= Tim Ellis (engineer) =

American aerospace engineer

Tim Ellis is an American aerospace engineer and the co-founder and former CEO of Relativity Space.

== Early life and education ==
Ellis grew up in Plano, Texas. He is the oldest of three children.

Ellis started college at the University of Southern California, where he planned to graduate and be a screenwriter, and study as part of USC’s Thematic Option program. However, during his freshman orientation he switched his major to aerospace engineering. Ellis and Relativity's other co-founder and CTO, Jordan Noone, both held leadership positions at USC's Rocket Propulsion Lab (RPL). Within RPL, Ellis and Noone helped launch the first student-designed and built rocket into space.

While at the University of Southern California, Ellis had three consecutive internships with Blue Origin.

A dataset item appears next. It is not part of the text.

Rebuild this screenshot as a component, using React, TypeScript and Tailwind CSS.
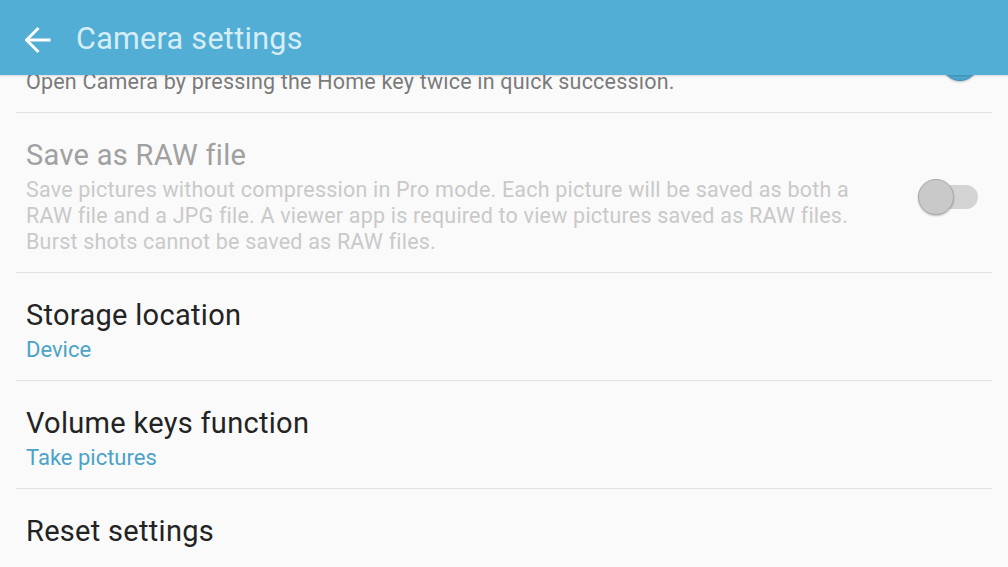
import React from 'react';

type Row = {
  title: string;
  desc?: string;
  value?: string;
  toggle?: 'on' | 'off';
  disabled?: boolean;
};

const ROWS: Row[] = [
  { title: 'Quick launch', desc: 'Open Camera by pressing the Home key twice in quick succession.', toggle: 'on' },
  {
    title: 'Save as RAW file',
    desc: 'Save pictures without compression in Pro mode. Each picture will be saved as both a RAW file and a JPG file. A viewer app is required to view pictures saved as RAW files. Burst shots cannot be saved as RAW files.',
    toggle: 'off',
    disabled: true,
  },
  { title: 'Storage location', value: 'Device' },
  { title: 'Volume keys function', value: 'Take pictures' },
  { title: 'Reset settings' },
];

function Toggle({ on }: { on: boolean }) {
  return (
    <div className="relative w-[60px] h-[36px] flex-shrink-0">
      <div
        className={`absolute left-[6px] right-0 top-[6px] h-[24px] rounded-full ${
          on ? 'bg-[#a9d6ea]' : 'bg-[#d4d4d4]'
        }`}
      />
      <div
        className={`absolute top-0 w-[36px] h-[36px] rounded-full border shadow-[0_1px_2px_rgba(0,0,0,0.25)] ${
          on ? 'right-0 bg-[#4aa6cd] border-[#3f93b8]' : 'left-0 bg-[#c9c9c9] border-[#a9a9a9]'
        }`}
      />
    </div>
  );
}

export default function App() {
  return (
    <div className="w-[1008px] h-[567px] flex flex-col bg-[#fafafa] overflow-hidden font-['Roboto',sans-serif]">
      {/* header */}
      <div className="relative z-10 h-[75px] flex-shrink-0 flex items-center pt-[4px] bg-[#52aed4] shadow-[0_1px_2px_rgba(0,0,0,0.15)]">
        <svg width="26" height="28" viewBox="0 0 26 28" className="ml-[25px]" fill="none">
          <path d="M1.5 14H25.5M13.5 2L1.5 14L13.5 26" stroke="#ffffff" strokeWidth="3" />
        </svg>
        <h1 className="ml-[25px] text-[30.5px] leading-none text-[#d5edf7] tracking-[0.3px]">Camera settings</h1>
      </div>

      {/* list, scrolled so the first row sits under the header */}
      <div className="flex-1 overflow-hidden">
        <div className="-mt-[70px]">
          {ROWS.map((row, i) => (
            <div
              key={row.title}
              className={`mx-4 flex items-center pl-[10px] pr-[14px] pt-[26px] pb-[17px] ${
                i > 0 ? 'border-t border-[#e1e1e1]' : ''
              }`}
            >
              <div className="flex-1">
                <p
                  className={`text-[29px] leading-[32px] mb-[6px] tracking-[0.3px] ${
                    row.disabled ? 'text-[#a0a0a0]' : 'text-[#232323]'
                  }`}
                >
                  {row.title}
                </p>
                {row.desc && (
                  <p
                    className={`w-[860px] text-[21.5px] leading-[26px] tracking-[0.2px] ${
                      row.disabled ? 'text-[#c9c9c9]' : 'text-[#7a7a7a]'
                    }`}
                  >
                    {row.desc}
                  </p>
                )}
                {row.value && <p className="text-[22px] leading-[26px] text-[#4aa3c8]">{row.value}</p>}
              </div>
              {row.toggle && <Toggle on={row.toggle === 'on'} />}
            </div>
          ))}
        </div>
      </div>
    </div>
  );
}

Ellis holds a BS and a MS in Aerospace Engineering from USC Viterbi School of Engineering.

== Career ==

=== Blue Origin ===
After graduation, Ellis joined Blue Origin full time where he worked on 3D printed rocket components and served as a propulsion development engineer on crew capsule RCS thrusters, BE-4, and New Glenn.

At Blue Origin, Ellis was credited for bringing metal 3D-printing in-house.

=== Relativity Space ===
In 2015, Ellis co-founded Relativity Space with his former classmate, Jordan Noone, with the mission of being the first company to launch a fully 3D printed rocket into orbit. Ellis and Noone received their initial $500,000 in funding from cold emailing Mark Cuban. In April 2018, Cuban told the Los Angeles Times over email that he invested in Relativity because, "They are smart, innovative, focused and always learning." Ellis and Noone were also part of Y Combinator in their 2016 cohort.

Relativity Space announced its US$650 million Series E funding at US$4.2 billion valuation in June 2021.

Ellis stepped away from the CEO position in March 2025. He will continue to "support the team as Co-founder and Board member."

=== Other activities ===
Ellis is the youngest member of the National Space Council User Advisory Group by nearly two decades.

== Recognitions ==
Ellis was included on the 2019 TIME 100 Next List, under the Phenoms section. Former NASA astronaut, Terry W. Virts, wrote the TIME excerpt on why Ellis was chosen.

In 2019, Ellis was included on MIT Technology Reviews Innovators Under 35 issue. He was placed in the Entrepreneurs category.

Ellis was recognized by Forbes in two of their 30 Under 30 lists in 2019 - the Manufacturing and Industry list and the Big Money list.

Ellis was nominated by Via Satellite for their Satellite Executive of the Year 2019 award.

In 2018, Ellis was included on Inc.'s Rising Stars list of Most Inspiring Young Entrepreneurs.